We did have several nice conversations at the albergues, but the sleeping arrangements sucked the life out of any enjoyment we had. The albergues are filled with many geriatric, male pilgrims who would benefit from breathe right nasal strips and for some reason a lot of people like to close all the windows of the alburgue before bed. I do not enjoy sleeping in a stuffy, hot, humid room, but some of these people seemed allergic to fresh air. This even led to a minor showdown between me and a Dutchman over the level of openness in a window 10 days into the hike.

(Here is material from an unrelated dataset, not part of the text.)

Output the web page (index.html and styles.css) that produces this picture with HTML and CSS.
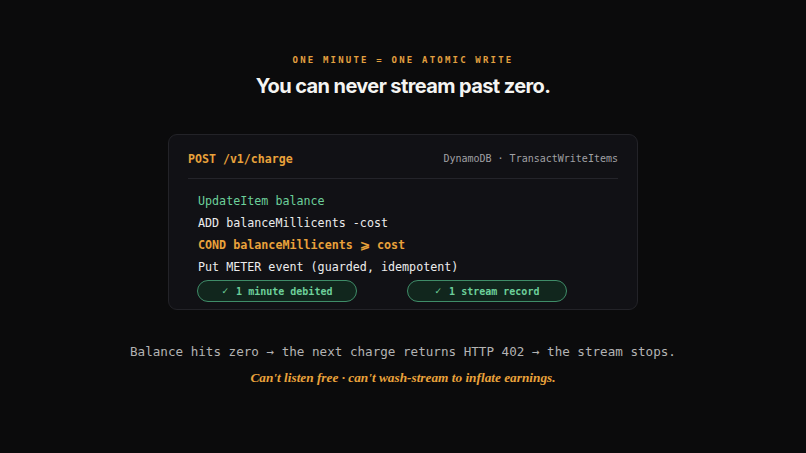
FILE: index.html
```html
<!DOCTYPE html>
<html lang="en">
<head>
<meta charset="utf-8">
<link rel="stylesheet" href="styles.css">
</head>
<body>
<main class="page">
  <div class="eyebrow">ONE MINUTE = ONE ATOMIC WRITE</div>
  <h1 class="title">You can never stream past zero.</h1>
  <section class="card">
    <header class="card-head">
      <span class="method">POST /v1/charge</span>
      <span class="meta">DynamoDB · TransactWriteItems</span>
    </header>
    <div class="code">
      <div class="line green">UpdateItem balance</div>
      <div class="line">ADD balanceMillicents -cost</div>
      <div class="line orange">COND balanceMillicents ⩾ cost</div>
      <div class="line">Put METER event (guarded, idempotent)</div>
      <div class="pills">
        <span class="pill"><span class="check">✓</span>1 minute debited</span>
        <span class="pill"><span class="check">✓</span>1 stream record</span>
      </div>
    </div>
  </section>
  <p class="note">Balance hits zero → the next charge returns HTTP 402 → the stream stops.</p>
  <p class="tagline">Can't listen free · can't wash-stream to inflate earnings.</p>
</main>
</body>
</html>
```
FILE: styles.css
```css
html, body {
  margin: 0;
  padding: 0;
  background: #0b0b0c;
  height: 100%;
}
.page {
  display: flex;
  flex-direction: column;
  align-items: center;
  padding-top: 54px;
}
.eyebrow {
  font-family: "DejaVu Sans Mono", monospace;
  font-size: 9px;
  font-weight: 700;
  letter-spacing: 2.2px;
  line-height: 12px;
  color: #e3a040;
}
.title {
  margin: 0;
  font-family: Inter, "Noto Sans", sans-serif;
  font-size: 20px;
  font-weight: 700;
  letter-spacing: -0.6px;
  line-height: 24px;
  color: #f4f4f2;
  margin-top: 8px;
}
.card {
  box-sizing: border-box;
  width: 470px;
  margin-top: 36px;
  background: #111115;
  border: 1px solid #232328;
  border-radius: 9px;
  padding: 0 19px 7px;
}
.card-head {
  display: flex;
  justify-content: space-between;
  align-items: center;
  padding: 16px 0 11px;
  line-height: 16px;
  border-bottom: 1px solid #24242a;
}
.method {
  font-family: "DejaVu Sans Mono", monospace;
  font-size: 11.6px;
  font-weight: 700;
  color: #e9a23b;
}
.meta {
  font-family: "DejaVu Sans Mono", monospace;
  font-size: 10px;
  color: #a0a0a4;
}
.code {
  padding: 11px 0 0 10px;
}
.line {
  font-family: "DejaVu Sans Mono", monospace;
  font-size: 11.7px;
  line-height: 22px;
  color: #ececec;
}
.line.green { color: #6ccf9a; }
.line.orange { color: #e9a23b; font-weight: 700; }
.pills {
  display: flex;
  gap: 50px;
  margin: 2px 0 0 -1px;
}
.pill {
  box-sizing: border-box;
  width: 160px;
  height: 22px;
  display: flex;
  align-items: center;
  justify-content: center;
  gap: 7px;
  border: 1px solid #3f8c68;
  border-radius: 11px;
  background: #11261d;
  font-family: "DejaVu Sans Mono", monospace;
  font-size: 10px;
  font-weight: 700;
  color: #6ccf9a;
  white-space: pre;
}
.check {
  font-family: "DejaVu Sans", sans-serif;
  font-size: 9px;
}
.note {
  margin: 33px 0 0;
  font-family: "DejaVu Sans Mono", monospace;
  font-size: 12.6px;
  line-height: 18px;
  color: #b3b3b3;
}
.tagline {
  margin: 8px 0 0;
  font-family: "Liberation Serif", serif;
  font-style: italic;
  font-weight: 700;
  font-size: 13.3px;
  line-height: 18px;
  color: #e9a23b;
}
```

Not to mention you often are sharing bunk beds with people you don’t know who do not realize your beds are literally connected and the laws of physics are such that when you make sudden, frequent, and large movements, your bunkmate is in for an unwanted rollercoaster of a night. Consideration of others does not seem to be a priority for many pilgrims in albergues. Also, most albergues never change the bed sheets, and you are left wondering if this is the night you’ll wake up with a rash or bed bug bites.
Albergues were a reminder to me to let go of things not in my control. This is not easily swallowed when you are sleep deprived and have witnessed an unfit, old man in boxer briefs, but I gradually learned to put up with these places and tried to not let them ruin the positives of the camino.
There were several highlights on this trip. The walk from Irun to Bilbao was wonderful. Rolling hills dotted the landscape and San Sebastian contains stunning buildings and bridges. The coast is a special place. The waves of the Atlantic lap against large boulders covered with algae and sunrises couldn’t be more gorgeous. Walking into Llanes, we had spectacular views of the Picos de Europa. We yearned to enter this mountain range, but had to be satisfied with admiring them from a distance. The walk out of Miraz felt like wilderness. The space was wide open, with rock faces in the distance and a thick pine forest. No buildings as far as the eye could see. The 16th century monastery in Sobrado dos Monxes was otherworldly. Dom and I were the only ones exploring the church. It was silent and grand. The walls were severely aged and a green moss-like growth covered much of its deteriorating walls. The sheer size of the hall was breathtaking as were the intricate carvings on almost all surfaces. I sat in a pew by myself as Dom explored taking pictures. It is silence and sacred spaces that I cherish. This church as well as nature’s cathedral of wonders make me feel centered and calm. That is the camino, the path, I wanted to journey down. Others on the camino are on a Catholic pilgrimage to the tomb and cathedral of St. James. We did make it to Santiago and visited the cathedral that is the end goal of many pilgrims’ walk. I was underwhelmed. The architecture and statues contained within were beautiful and intricate. However, the hordes of tourists taking pictures as they milled about and talked loudly spoiled the sacredness for me.
I have often wondered what it means that I would rather not be in large groups of people. Am I a misanthrope? Is it because I’m introverted? Am I judgemental? Did I not bond with other pilgrims because of a language barrier or different intentions? The idea of “oneness” between all beings is hard for me to realize and experience at times, especially on this trip. I lived in community over the winter at a yoga retreat center and felt way more connected to people there than on the camino. And I feel connected when leading yoga classes. Is it because we have similar intentions being there?
I would like to feel more connected when not in a community dedicated to yoga. It seems like a good way to do this would be by becoming more present myself. Perhaps my past experiences and upbringing as an American has made me feel different than the other pilgrims. Presence can put that in the background and even if I have a different perspective, I should be able to glimpse the spark that unites us all, or at the least not feel isolated. Coming back to the yoga mat, immersing myself in nature, and simply not trying so hard help me center, letting go of the past and future. Dom and I are planning to hike the Long Trail in Vermont this summer and I have another work-trade assignment at a yoga center lined up, out east this time. Maybe I am better suited for those endeavors than the camino, and they can ultimately help me feel more connected to those who endeavor in other paths.
Carolyn and Dom,
Congrats…the road continues! I need to catch up on your journeys but thought of you two recently and wanted to pass this on. Have you heard the Italian government is trying to match people with old historic properties….villas, castles, etc….that have fallen into disrepair. They are essentially giving people free long term leases on the properties – in return for those people working/funding the rehab the properties – with the hope of turning them into a network of cycle touring stops. Italians love their cycling – but aren’t so good (understatement) of developing long-term integrated projects. They are looking for people under 40 – and it would obviously require special kind of people. These properties are all over Italy but several of them are located in the heart of Umbria/Tuscany – beautiful places to live. Any way, if you want to know more drop me a note or do a search – the project will turn up on search results. Applications for the first batch of properties need to be in by June 26th – and , of course, the Italians don’t yet have the promised English language website up yet!!! I have a friend here in Chicago who is fluent and have asked her for some help – if you’re interested I’ll press here for some answers/details.
Anyway, I hope you are well and we talk soon!
Best,
Dean
Sounds interesting Dean! A little too late for us to look into something like that. Maybe the next batch.